私が今まで義母と縁を切らずにいたのは、義姉のためでした。義姉にだけ負担がかかってしまわないよう、配慮していたのです。しかし、義姉がいなくなった今、義母と付き合う必要はなくなりました。縁を切ること、もちろん仕送りなんてもう二度としないことを告げ、電話を切りました。
義母は、仕送りがないと生活できないと泣きついてきましたが、こうなったのも、全部義母のしてきたことが原因。私はもう、手を差し伸べるつもりはありません。次男である夫も私の意見に同意してくれています。
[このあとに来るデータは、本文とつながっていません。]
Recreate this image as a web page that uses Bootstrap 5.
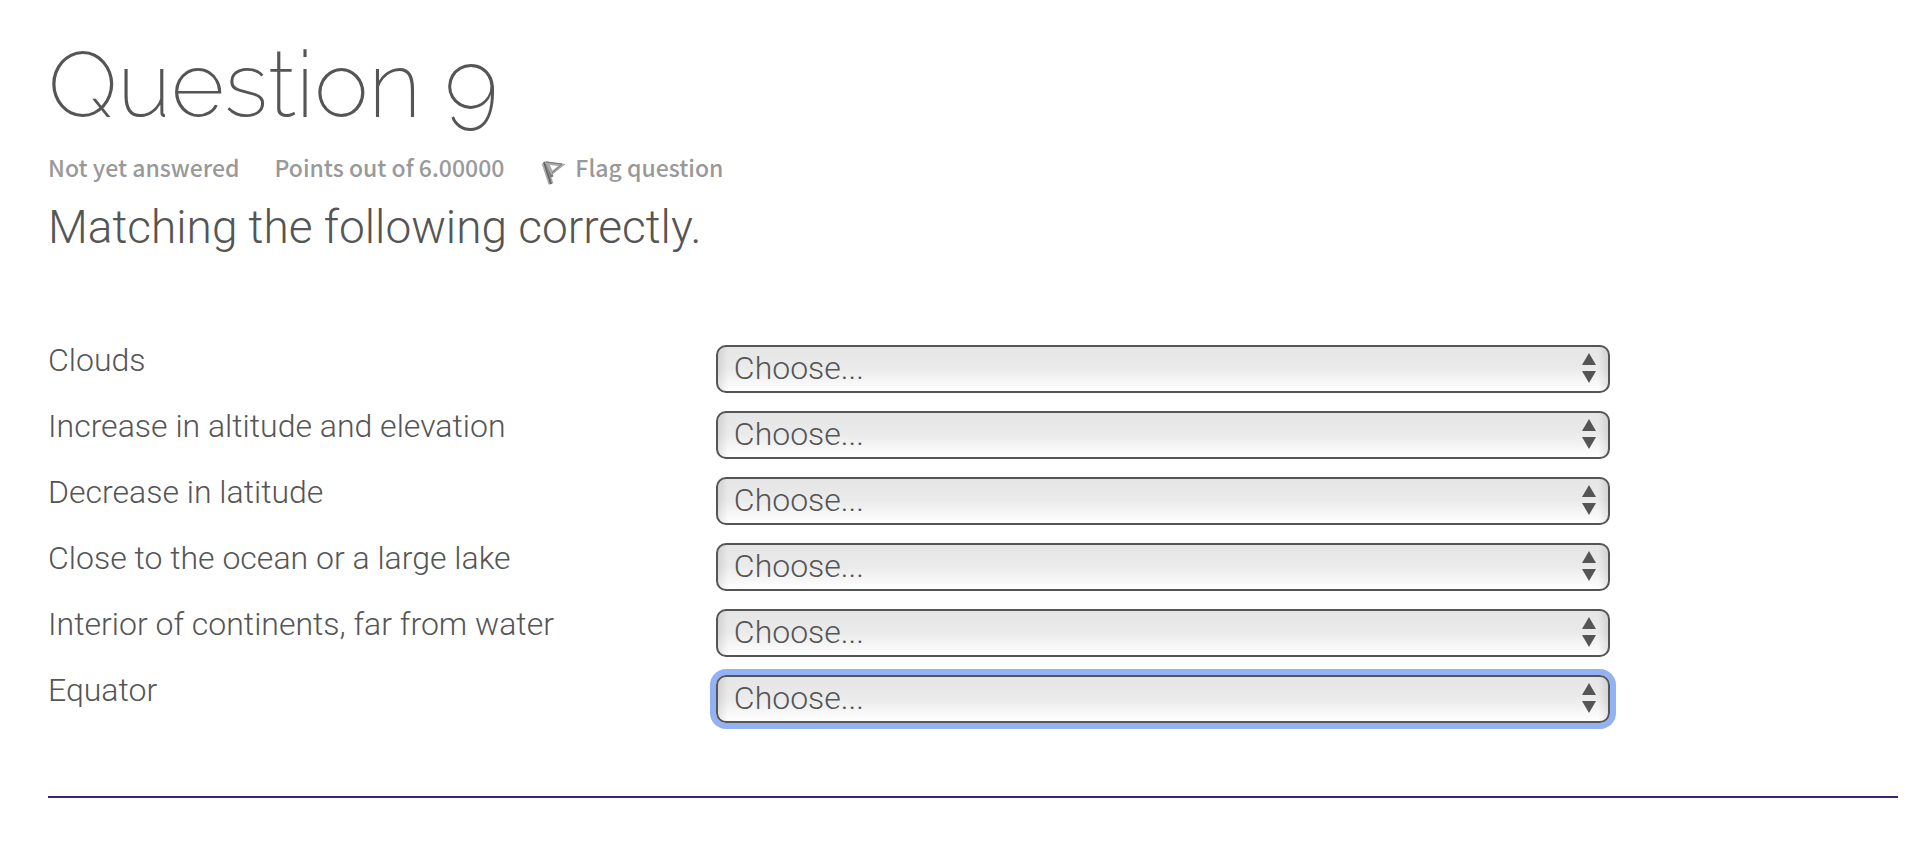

その後、「今まで母さんのせいで苦労をかけて本当に悪かった。母さんに知らせず引っ越そう」と夫が提案してくれて、わが家は義母に内緒で引っ越しをしました。初めての子育ては大変ですが、もう余計なことをする人がいないので、今は家族3人、のびのびと生活できて幸せです。義姉とは今でも連絡を取り合っていて、お互いに子育ての悩みを相談し合っています。
◇ ◇ ◇
義母が最高の嫁と評価していた義姉が、陰で義母と縁を切る準備をしていたとは皮肉な結末でしたね。それぞれの方法で義母の理不尽な仕打ちに立ち向かった2人のお嫁さん。毅然とした態度で立ち向かう勇気、波風を立てず去る準備を進めた思考力、2人には見習うべき点がたくさんありました。わが子や家族を守るため、迷わず決断を下せる強さを持っていたいですね。
【取材時期:2025年11月】
※本記事は、実際の体験談をもとに作成しています。取材対象者の個人が特定されないよう固有名詞などに変更を加えながら構成しています。